> _Description of the task_:
Show each line that has the string "components" in it.

> _Source excerpt_:

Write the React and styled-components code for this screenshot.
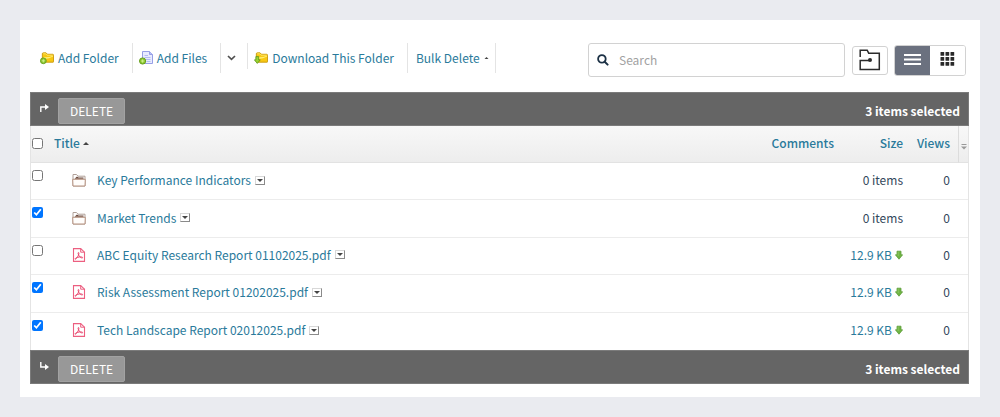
import React, { useState } from 'react';
import styled, { createGlobalStyle } from 'styled-components';

const GlobalStyle = createGlobalStyle`
    * {
        box-sizing: border-box;
    }

    body {
        margin: 0;
        background: #eaebf0;
        color: #33475b;
        font-family: "Noto Sans CJK SC", "Noto Sans", sans-serif;
        font-size: 12px;
        line-height: 18px;
    }

    button, input {
        font: inherit;
    }
`;

const Page = styled.div`
    padding: 20px;
`;

const Card = styled.main`
    background: white;
    padding: 23px 11px 13px 10px;
`;

const Toolbar = styled.div`
    display: flex;
    align-items: flex-start;
    margin-bottom: 15px;
`;

const Actions = styled.div`
    display: flex;
    flex: 1;
`;

const Action = styled.button`
    display: flex;
    align-items: center;
    gap: 4px;
    height: ${props => (props.$short ? '26px' : '30px')};
    padding: ${props => props.$padding || '0 13px 0 6px'};
    border: none;
    border-right: 1px solid #e4e4e4;
    background: none;
    color: #2a7a9b;
    white-space: nowrap;
    cursor: pointer;
`;

const SearchBox = styled.label`
    display: flex;
    align-items: center;
    gap: 10px;
    width: 257px;
    height: 34px;
    padding: 0 8px;
    border: 1px solid #d2d2d2;
    border-radius: 3px;
`;

const SearchInput = styled.input`
    flex: 1;
    min-width: 0;
    padding: 0;
    border: none;
    outline: none;
    background: none;
    color: #33475b;

    &::placeholder {
        color: #a2a2a2;
        opacity: 1;
    }
`;

const FolderButton = styled.button`
    display: flex;
    align-items: center;
    justify-content: center;
    width: 36px;
    height: 29px;
    margin: 3px 6px 0 7px;
    padding: 0 0 2px;
    border: 1px solid #d2d2d2;
    border-radius: 3px;
    background: white;
    cursor: pointer;
`;

const ViewSwitch = styled.div`
    display: flex;
    height: 31px;
    margin: 2px 3px 0 0;
    border: 1px solid #d2d2d2;
    border-radius: 3px;
    overflow: hidden;
`;

const ViewButton = styled.button`
    display: flex;
    justify-content: center;
    width: 35px;
    padding: 6px 0 0;
    border: none;
    background: ${props => (props.$active ? '#6b717f' : 'white')};
    cursor: pointer;
`;

const SelectionBar = styled.div`
    display: flex;
    align-items: center;
    height: 34px;
    padding: 4px 8px 0;
    background: #656565;
    border: 1px solid #7b7b7b;
    color: white;
`;

const ArrowSlot = styled.span`
    display: flex;
    align-items: flex-start;
    height: 16px;
`;

const DeleteButton = styled.button`
    height: 26px;
    margin-left: 8px;
    padding: 0 11px;
    border: 1px solid #a2a2a2;
    border-radius: 2px;
    background: #989898;
    color: white;
    cursor: pointer;
`;

const SelectedCount = styled.span`
    margin-left: auto;
    font-weight: bold;
`;

const FileTable = styled.table`
    width: 100%;
    height: 224px;
    table-layout: fixed;
    border-collapse: separate;
    border-spacing: 0;
    border-left: 1px solid #e4e4e4;
    border-right: 1px solid #e4e4e4;
`;

const HeadCell = styled.th`
    width: ${props => props.$width || 'auto'};
    height: 37px;
    padding: ${props => props.$padding || '0 0 2px'};
    border-bottom: 1px solid #e2e2e2;
    border-left: ${props => (props.$divided ? '1px solid #dcdcdc' : 'none')};
    background: linear-gradient(#f8f8f8, #ededed);
    color: #2a7a9b;
    font-weight: 500;
    text-align: ${props => props.$align || 'left'};
`;

const SortButton = styled.button`
    display: flex;
    align-items: center;
    gap: 3px;
    padding: 0;
    border: none;
    background: none;
    color: inherit;
    cursor: pointer;
`;

const Row = styled.tr`
    height: 37px;

    &:not(:last-child) td {
        border-bottom: 1px solid #ececec;
    }
`;

const Cell = styled.td`
    padding: ${props => props.$padding || '0 0 2px'};
    text-align: ${props => props.$align || 'left'};
    vertical-align: ${props => props.$valign || 'middle'};
    white-space: nowrap;
`;

const Check = styled.input`
    display: block;
    width: 11px;
    height: 11px;
    margin: 0 0 0 1px;
`;

const TitleGroup = styled.div`
    display: flex;
    align-items: center;
`;

const Name = styled.a`
    margin: 0 4px 0 11px;
    color: #2a7a9b;
    text-decoration: none;
`;

const MenuButton = styled.button`
    display: flex;
    align-items: center;
    justify-content: center;
    width: 10px;
    height: 9px;
    padding: 0;
    border: 1px solid #d8d8d8;
    border-right-color: #8a8a8a;
    border-bottom-color: #8a8a8a;
    background: white;
    cursor: pointer;
`;

const SizeLink = styled.a`
    display: inline-flex;
    align-items: center;
    gap: 3px;
    color: #2a7a9b;
    text-decoration: none;
`;

const ConfigButton = styled.button`
    display: block;
    margin: 8px 0 0 2px;
    padding: 0;
    border: none;
    background: none;
    line-height: 0;
    cursor: pointer;
`;

const Triangle = ({ up, size = 6 }) => (
    <svg width={size} height={size / 2} viewBox="0 0 6 3" aria-hidden="true">
        <path d={up ? 'M0 3L3 0L6 3Z' : 'M0 0H6L3 3Z'} fill="#444" />
    </svg>
);

const YellowFolder = ({ children }) => (
    <svg width="14" height="14" viewBox="0 0 15 14" aria-hidden="true">
        <path d="M2.5 11V2.5Q2.5 1.5 3.5 1.5H6.5L8 3H13.5Q14.5 3 14.5 4V11Q14.5 11.5 14 11.5H3Z" fill="#f8c813" stroke="#c9980c" />
        <path d="M4 6Q8 7 14 4.5V5.5Q10 8 4 8Z" fill="#fff07a" />
        <path d="M3.5 2.5H6.2L7.5 4H13.5" fill="none" stroke="#ffe666" />
        {children}
    </svg>
);

const PlusBadge = () => (
    <g>
        <circle cx="3.6" cy="10" r="3.1" fill="#8cc832" stroke="#669f1e" />
        <path d="M3.6 8.4V11.6M2 10H5.2" stroke="#cdf08c" strokeWidth="1" />
    </g>
);

const AddFolderIcon = () => <YellowFolder><PlusBadge /></YellowFolder>;

const DownloadFolderIcon = () => (
    <YellowFolder>
        <path d="M2 5.5H5V9H6.7L3.5 12.8L.4 9H2Z" fill="#9bd32f" stroke="#55921b" strokeWidth=".8" />
    </YellowFolder>
);

const AddFilesIcon = () => (
    <svg width="14" height="14" viewBox="0 0 14 14" aria-hidden="true">
        <path d="M3.5 .5H10.5L13.5 3.5V12.5H3.5Z" fill="#e8ebff" stroke="#979fe6" />
        <path d="M10.5 .5V3.5H13.5" fill="#b8c0f7" stroke="#979fe6" />
        <path d="M5.5 4.5H9M5.5 6.5H11.5M6.5 8.5H11.5M7.5 10.5H11.5" stroke="#b4bcf2" />
        <PlusBadge />
    </svg>
);

const ChevronIcon = () => (
    <svg width="9" height="6" viewBox="0 0 9 6" aria-hidden="true">
        <path d="M1 1L4.5 4.3L8 1" fill="none" stroke="#505050" strokeWidth="1.7" />
    </svg>
);

const SearchIcon = () => (
    <svg width="12" height="12" viewBox="0 0 12 12" aria-hidden="true">
        <circle cx="4.9" cy="4.9" r="3.8" fill="none" stroke="#1c3145" strokeWidth="1.8" />
        <path d="M7.7 7.7L10.6 10.6" stroke="#1c3145" strokeWidth="2" strokeLinecap="round" />
    </svg>
);

const FolderOutlineIcon = () => (
    <svg width="22" height="22" viewBox="0 0 22 22" aria-hidden="true">
        <path d="M1.2 8V1.2H8.2L9.7 4.2H20.3V20.6H1.2V11.5H10.5" fill="none" stroke="#2b2b2b" strokeWidth="1.5" />
        <circle cx="11" cy="11" r="2" fill="#2b2b2b" />
    </svg>
);

const ListIcon = () => (
    <svg width="17" height="14" viewBox="0 0 17 14" aria-hidden="true">
        <path d="M0 3H17M0 7.5H17M0 12H17" stroke="white" strokeWidth="1.8" />
    </svg>
);

const GridIcon = () => (
    <svg width="15" height="15" viewBox="0 0 15 15" aria-hidden="true">
        {[0, 5, 10].map(y => [0, 5, 10].map(x => (
            <rect key={`${x}-${y}`} x={x + 0.5} y={y} width="3.7" height="3.7" rx=".5" fill="#292929" />
        )))}
    </svg>
);

const TurnArrow = ({ down }) => (
    <svg width="11" height="10" viewBox="0 0 11 10" aria-hidden="true">
        <g transform={down ? 'matrix(1 0 0 -1 0 10)' : undefined}>
            <path d="M1.8 9V4H7" fill="none" stroke="white" strokeWidth="1.4" />
            <path d="M6 1L10 4L6 7Z" fill="white" />
        </g>
    </svg>
);

const FolderIcon = () => (
    <svg width="14" height="14" viewBox="0 0 14 14" aria-hidden="true">
        <path d="M1 13V1.5H4.5L6 3.2H13V13Z" fill="#fff" stroke="#b0a098" />
        <path d="M2.5 5.8L5 3.6L6.5 4.6H11.5V5.8H2.5Z" fill="#6d4a3d" />
        <path d="M1 13L.7 6.3H13.3L13 13Z" fill="#fffdfb" stroke="#b5917f" />
    </svg>
);

const PdfIcon = () => (
    <svg width="14" height="14" viewBox="0 0 14 14" aria-hidden="true">
        <path d="M1.5 .6H8.7L12.5 4.2V13.4H1.5Z" fill="white" stroke="#ec5f80" strokeWidth="1.1" />
        <path d="M8.7 .6V4.2H12.5" fill="none" stroke="#ec5f80" />
        <path d="M6.4 4.5C7.5 4.5 6.8 7.2 5.2 9.5C4 11.3 2.8 11.6 3 10.8C3.4 9.6 6.8 8.8 9.7 9C11.4 9.2 10.8 10.4 9.3 9.8C7.2 8.9 5.3 5 6.4 4.5Z" fill="none" stroke="#e63f68" strokeWidth=".9" />
    </svg>
);

const DownArrowIcon = () => (
    <svg width="8" height="10" viewBox="0 0 8 10" aria-hidden="true">
        <path d="M2 1.2H6V4.8H7.6L4 9.2L.4 4.8H2Z" fill="#70b544" stroke="#5c9c38" strokeWidth=".8" />
        <path d="M3.2 1.8V6" stroke="#8cc562" />
    </svg>
);

const initialItems = [
    { name: 'Key Performance Indicators', folder: true, size: '0 items', views: 0, selected: false },
    { name: 'Market Trends', folder: true, size: '0 items', views: 0, selected: true },
    { name: 'ABC Equity Research Report 01102025.pdf', size: '12.9 KB', views: 0, selected: false },
    { name: 'Risk Assessment Report 01202025.pdf', size: '12.9 KB', views: 0, selected: true },
    { name: 'Tech Landscape Report 02012025.pdf', size: '12.9 KB', views: 0, selected: true },
];

const BulkBar = ({ count, down }) => (
    <SelectionBar>
        <ArrowSlot><TurnArrow down={down} /></ArrowSlot>
        <DeleteButton type="button">DELETE</DeleteButton>
        <SelectedCount>{count} items selected</SelectedCount>
    </SelectionBar>
);

const App = () => {
    const [items, setItems] = useState(initialItems);
    const [view, setView] = useState('list');

    const count = items.filter(item => item.selected).length;

    const toggle = index => {
        setItems(items.map((item, i) => (i === index ? { ...item, selected: !item.selected } : item)));
    };

    const toggleAll = e => {
        setItems(items.map(item => ({ ...item, selected: e.target.checked })));
    };

    return (
        <Page>
            <GlobalStyle />
            <Card>
                <Toolbar>
                    <Actions>
                        <Action type="button" $padding="0 13px 0 10px"><AddFolderIcon />Add Folder</Action>
                        <Action type="button"><AddFilesIcon />Add Files</Action>
                        <Action type="button" aria-label="More file options" $short $padding="4px 11px 0 6px"><ChevronIcon /></Action>
                        <Action type="button"><DownloadFolderIcon />Download This Folder</Action>
                        <Action type="button" $padding="0 6px 0 8px">Bulk Delete<Triangle up size={5} /></Action>
                    </Actions>
                    <SearchBox>
                        <SearchIcon />
                        <SearchInput type="text" placeholder="Search" aria-label="Search" />
                    </SearchBox>
                    <FolderButton type="button" aria-label="Search in folder"><FolderOutlineIcon /></FolderButton>
                    <ViewSwitch>
                        <ViewButton type="button" aria-label="List view" $active={view === 'list'} onClick={() => setView('list')}>
                            <ListIcon />
                        </ViewButton>
                        <ViewButton type="button" aria-label="Grid view" $active={view === 'grid'} onClick={() => setView('grid')}>
                            <GridIcon />
                        </ViewButton>
                    </ViewSwitch>
                </Toolbar>
                <BulkBar count={count} />
                <FileTable>
                    <thead>
                        <tr>
                            <HeadCell $width="23px">
                                <Check type="checkbox" aria-label="Select all" checked={count === items.length} onChange={toggleAll} />
                            </HeadCell>
                            <HeadCell><SortButton type="button">Title<Triangle up /></SortButton></HeadCell>
                            <HeadCell $width="80px" $align="right">Comments</HeadCell>
                            <HeadCell $width="69px" $align="right">Size</HeadCell>
                            <HeadCell $width="55px" $align="right" $padding="0 8px 2px 0">Views</HeadCell>
                            <HeadCell $width="10px" $divided>
                                <ConfigButton type="button" aria-label="Choose columns">
                                    <svg width="6" height="6" viewBox="0 0 6 6" aria-hidden="true">
                                        <path d="M.5 .5H5.5" stroke="#999" />
                                        <path d="M0 2.5H6L3 5.5Z" fill="#999" />
                                    </svg>
                                </ConfigButton>
                            </HeadCell>
                        </tr>
                    </thead>
                    <tbody>
                        {items.map((item, index) => (
                            <Row key={item.name}>
                                <Cell $valign="top" $padding="7px 0 0">
                                    <Check
                                        type="checkbox"
                                        aria-label={`Select ${item.name}`}
                                        checked={item.selected}
                                        onChange={() => toggle(index)}
                                    />
                                </Cell>
                                <Cell $padding="0 0 2px 18px">
                                    <TitleGroup>
                                        {item.folder ? <FolderIcon /> : <PdfIcon />}
                                        <Name href="#">{item.name}</Name>
                                        <MenuButton type="button" aria-label={`Options for ${item.name}`}>
                                            <Triangle />
                                        </MenuButton>
                                    </TitleGroup>
                                </Cell>
                                <Cell />
                                <Cell $align="right">
                                    {item.folder ? item.size : <SizeLink href="#">{item.size}<DownArrowIcon /></SizeLink>}
                                </Cell>
                                <Cell $align="right" $padding="0 8px 2px 0">{item.views}</Cell>
                                <Cell />
                            </Row>
                        ))}
                    </tbody>
                </FileTable>
                <BulkBar count={count} down />
            </Card>
        </Page>
    );
};

export default App;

> _Answer in full_:
Write the React and styled-components code for this screenshot.
import styled, { createGlobalStyle } from 'styled-components';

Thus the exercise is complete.